Traders will be looking to key US labor market data this week for clues on economic growth and the Fed’s policy outlook. Employers showed little enthusiasm to take on workers during August, and the unemployment rate probably ticked up to an almost four-year high, adding to evidence of a more subdued jobs market.
The importance of this week’s economic data will ultimately drive where yields are by Friday’s close – even if there is a lot that could shift investors’ perception of the state of the labor market in the interim,” said Ian Lyngen and Vail Hartman at BMO Capital Markets.
On the economic front, US factory activity shrank in August for a sixth straight month, driven by a pullback in production that shows manufacturing remains bogged down by higher import duties.

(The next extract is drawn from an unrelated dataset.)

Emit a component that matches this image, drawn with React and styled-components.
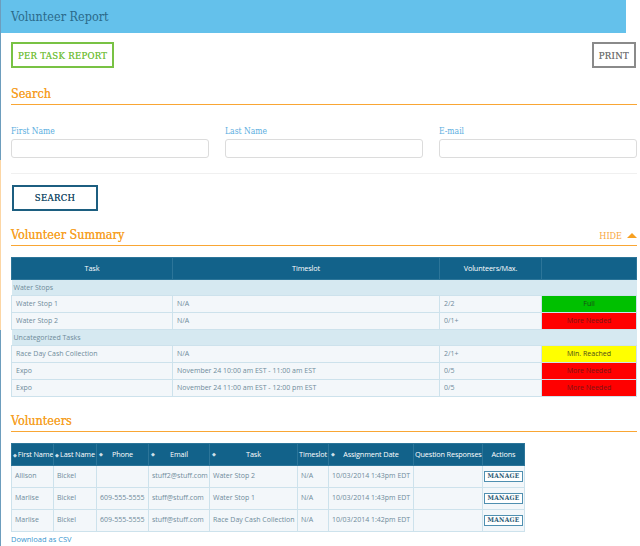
import React from "react";
import styled, { createGlobalStyle } from "styled-components";

const Global = createGlobalStyle`
  html, body { margin: 0; padding: 0; background: #fff; }
  body { font-family: "Open Sans", "DejaVu Sans", sans-serif; }
  * { box-sizing: border-box; }
`;

const Page = styled.div`
  width: 640px;
  min-height: 546px;
  border-left: 1px solid transparent;
  border-image: linear-gradient(to bottom, #6d9dbd 0, #6d9dbd 160px, #fcd6a4 160px, #fcd6a4 330px, #6d9dbd 330px, #6d9dbd 100%) 1;
`;

const Header = styled.div`
  width: 625px;
  height: 33px;
  background: #64c1eb;
  display: flex;
  align-items: center;
  padding-left: 10px;
  font-family: "DejaVu Serif Condensed", "DejaVu Serif", serif;
  font-size: 12.5px;
  color: #2b6a8a;
`;

const Content = styled.div`
  padding: 9px 4px 0 10px;
`;

const TopBar = styled.div`
  display: flex;
  justify-content: space-between;
  align-items: flex-start;
`;

const OutlineButton = styled.button`
  height: 26px;
  padding: 0 ${(p) => p.$pad || 6}px;
  background: #fff;
  border: 2px solid ${(p) => p.$color};
  color: ${(p) => p.$text || p.$color};
  font-family: "DejaVu Serif Condensed", "DejaVu Serif", serif;
  font-size: 9.5px;
  letter-spacing: 0.3px;
  text-transform: uppercase;
  cursor: pointer;
  min-width: ${(p) => p.$w || 0}px;
  text-shadow: 0 0 0.4px currentColor;
`;

const SectionHead = styled.div`
  margin-top: ${(p) => p.$top}px;
  display: flex;
  justify-content: space-between;
  align-items: flex-end;
  border-bottom: 1.5px solid #f9a634;
  padding-bottom: 3px;
  width: 626px;
`;

const SectionTitle = styled.div`
  font-family: "DejaVu Serif Condensed", "DejaVu Serif", serif;
  font-size: 12.5px;
  color: #f6a029;
  line-height: 14px;
  text-shadow: 0 0 0.5px currentColor;
`;

const HideLink = styled.div`
  display: flex;
  align-items: center;
  gap: 5px;
  font-family: "DejaVu Serif Condensed", "DejaVu Serif", serif;
  font-size: 9px;
  color: #f8a640;
  padding-bottom: 1px;
`;

const Triangle = styled.span`
  width: 0;
  height: 0;
  border-left: 5px solid transparent;
  border-right: 5px solid transparent;
  border-bottom: 5px solid #f7a021;
`;

const FieldRow = styled.div`
  display: grid;
  grid-template-columns: 198px 198px 198px;
  column-gap: 16px;
  margin-top: 21px;
  padding-bottom: 15px;
  border-bottom: 1px solid #f0f0f0;
  width: 626px;
`;

const Field = styled.div`
  display: flex;
  flex-direction: column;
  gap: 3px;
`;

const Label = styled.label`
  font-family: "DejaVu Serif Condensed", "DejaVu Serif", serif;
  font-size: 8.5px;
  color: #5aaee0;
`;

const Input = styled.input`
  height: 19px;
  border: 1px solid #dcdcdc;
  border-radius: 3px;
  background: #fff;
`;

const SearchWrap = styled.div`
  margin-top: 10px;
  padding-left: 1px;
`;

const Table = styled.table`
  border-collapse: collapse;
  width: ${(p) => p.$w}px;
  table-layout: fixed;
  font-family: "Open Sans", sans-serif;
  font-size: 7px;
  color: #6f8b9a;
  margin-top: ${(p) => p.$top}px;
`;

const Th = styled.th`
  background: #12628a;
  color: #fff;
  font-weight: 400;
  font-size: 7.3px;
  height: ${(p) => p.$h}px;
  border: 1px solid #2c7599;
  text-align: center;
  white-space: nowrap;
  padding: 0 1px;
  letter-spacing: -0.15px;
  position: relative;
  overflow: hidden;
`;

const SortIcon = styled.span`
  position: absolute;
  left: 2px;
  top: 50%;
  transform: translateY(-50%);
  font-size: 5px;
  color: #cfe0ea;
`;

const InlineSort = styled.span`
  font-size: 5px;
  color: #cfe0ea;
  margin-right: 1px;
`;

const GroupCell = styled.td`
  background: #d6e9f1;
  height: 16px;
  padding: 0 2px;
  border-top: 1px solid #c9e0ea;
  color: #6f8b9a;
`;

const Td = styled.td`
  background: #f3f7fa;
  border: 1px solid #cde2ec;
  height: ${(p) => p.$h}px;
  padding: 0 ${(p) => (p.$pad === undefined ? 4 : p.$pad)}px;
  white-space: nowrap;
  overflow: hidden;
  text-align: ${(p) => p.$align || "left"};
  vertical-align: ${(p) => p.$valign || "middle"};
  padding-top: ${(p) => p.$pt || 0}px;
`;

const StatusCell = styled.td`
  background: ${(p) => p.$bg};
  color: ${(p) => p.$fg};
  text-align: center;
  border: 1px solid #cde2ec;
  height: 17px;
  white-space: nowrap;
`;

const ManageButton = styled.span`
  display: inline-block;
  border: 1px solid #4f8fb0;
  padding: 0 2px;
  font-family: "DejaVu Serif Condensed", "DejaVu Serif", serif;
  font-size: 6.5px;
  font-weight: 600;
  color: #2b5a75;
  letter-spacing: 0.3px;
  background: #fff;
  line-height: 9px;
  margin-top: 3px;
`;

const CsvLink = styled.a`
  display: block;
  font-family: "Open Sans", sans-serif;
  font-size: 7.5px;
  color: #3a97d0;
  margin-top: 2px;
  text-decoration: none;
`;

const statusStyles = {
  Full: { bg: "#00c000", fg: "#1a4a1a" },
  "More Needed": { bg: "#ff0000", fg: "#7a1515" },
  "Min. Reached": { bg: "#ffff00", fg: "#4a4a1a" },
};

const summary = [
  { group: "Water Stops" },
  { task: "Water Stop 1", slot: "N/A", count: "2/2", status: "Full" },
  { task: "Water Stop 2", slot: "N/A", count: "0/1+", status: "More Needed" },
  { group: "Uncategorized Tasks" },
  { task: "Race Day Cash Collection", slot: "N/A", count: "2/1+", status: "Min. Reached" },
  { task: "Expo", slot: "November 24 10:00 am EST - 11:00 am EST", count: "0/5", status: "More Needed" },
  { task: "Expo", slot: "November 24 11:00 am EST - 12:00 pm EST", count: "0/5", status: "More Needed" },
];

const volunteers = [
  ["Allison", "Bickel", "", "stuff2@stuff.com", "Water Stop 2", "N/A", "10/03/2014 1:43pm EDT"],
  ["Marlise", "Bickel", "609-555-5555", "stuff@stuff.com", "Water Stop 1", "N/A", "10/03/2014 1:43pm EDT"],
  ["Marlise", "Bickel", "609-555-5555", "stuff@stuff.com", "Race Day Cash Collection", "N/A", "10/03/2014 1:42pm EDT"],
];

const volCols = [
  { label: "First Name", w: 42, sort: true, tight: true },
  { label: "Last Name", w: 43, sort: true, tight: true },
  { label: "Phone", w: 52, sort: true },
  { label: "Email", w: 61, sort: true },
  { label: "Task", w: 88, sort: true },
  { label: "Timeslot", w: 31 },
  { label: "Assignment Date", w: 85, sort: true },
  { label: "Question Responses", w: 69 },
  { label: "Actions", w: 42 },
];

export default function App() {
  return (
    <Page>
      <Global />
      <Header>Volunteer Report</Header>
      <Content>
        <TopBar>
          <OutlineButton $color="#78c244" $pad={5}>Per Task Report</OutlineButton>
          <OutlineButton $color="#8a8a8a" $text="#777" $pad={5}>Print</OutlineButton>
        </TopBar>

        <SectionHead $top={19}>
          <SectionTitle>Search</SectionTitle>
        </SectionHead>

        <FieldRow>
          <Field>
            <Label>First Name</Label>
            <Input />
          </Field>
          <Field>
            <Label>Last Name</Label>
            <Input />
          </Field>
          <Field>
            <Label>E-mail</Label>
            <Input />
          </Field>
        </FieldRow>

        <SearchWrap>
          <OutlineButton $color="#1c5e80" $text="#1f4f6a" $w={86}>Search</OutlineButton>
        </SearchWrap>

        <SectionHead $top={17}>
          <SectionTitle>Volunteer Summary</SectionTitle>
          <HideLink>
            HIDE <Triangle />
          </HideLink>
        </SectionHead>

        <Table $w={625} $top={11}>
          <colgroup>
            <col style={{ width: 161 }} />
            <col style={{ width: 267 }} />
            <col style={{ width: 102 }} />
            <col style={{ width: 95 }} />
          </colgroup>
          <thead>
            <tr>
              <Th $h={22}>Task</Th>
              <Th $h={22}>Timeslot</Th>
              <Th $h={22}>Volunteers/Max.</Th>
              <Th $h={22}></Th>
            </tr>
          </thead>
          <tbody>
            {summary.map((r, i) =>
              r.group ? (
                <tr key={i}>
                  <GroupCell colSpan={4}>{r.group}</GroupCell>
                </tr>
              ) : (
                <tr key={i}>
                  <Td $h={17}>{r.task}</Td>
                  <Td $h={17}>{r.slot}</Td>
                  <Td $h={17}>{r.count}</Td>
                  <StatusCell $bg={statusStyles[r.status].bg} $fg={statusStyles[r.status].fg}>
                    {r.status}
                  </StatusCell>
                </tr>
              )
            )}
          </tbody>
        </Table>

        <SectionHead $top={17}>
          <SectionTitle>Volunteers</SectionTitle>
        </SectionHead>

        <Table $w={513} $top={11}>
          <colgroup>
            {volCols.map((c) => (
              <col key={c.label} style={{ width: c.w }} />
            ))}
          </colgroup>
          <thead>
            <tr>
              {volCols.map((c) => (
                <Th key={c.label} $h={22}>
                  {c.sort && !c.tight && <SortIcon>◆</SortIcon>}
                  {c.sort && c.tight && <InlineSort>◆</InlineSort>}
                  {c.label}
                </Th>
              ))}
            </tr>
          </thead>
          <tbody>
            {volunteers.map((r, i) => (
              <tr key={i}>
                {r.map((v, j) => (
                  <Td key={j} $h={22} $pad={3} $valign="top" $pt={5}>
                    {v}
                  </Td>
                ))}
                <Td $h={22} $pad={3}></Td>
                <Td $h={22} $pad={0} $align="center" $valign="top" $pt={2}>
                  <ManageButton>MANAGE</ManageButton>
                </Td>
              </tr>
            ))}
          </tbody>
        </Table>
        <CsvLink href="#">Download as CSV</CsvLink>
      </Content>
    </Page>
  );
}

“The ISM manufacturing report indicated that companies are largely managing headcount rather than actively hiring,” said Scott Helfstein at Global X. “This may be a clue ahead of Friday’s jobs numbers. New jobs are likely slowing, but meaningful revisions to data over the prior months could mean that the report, good or bad, may not influence investors much.”
Helfstein said investors should pay close attention to wage growth in Friday’s job report.
“Wages have been outpacing inflation and that is usually a good sign for consumption,” he said. “While defaults are going up slightly, most of the numbers on consumer behavior have remained robust.”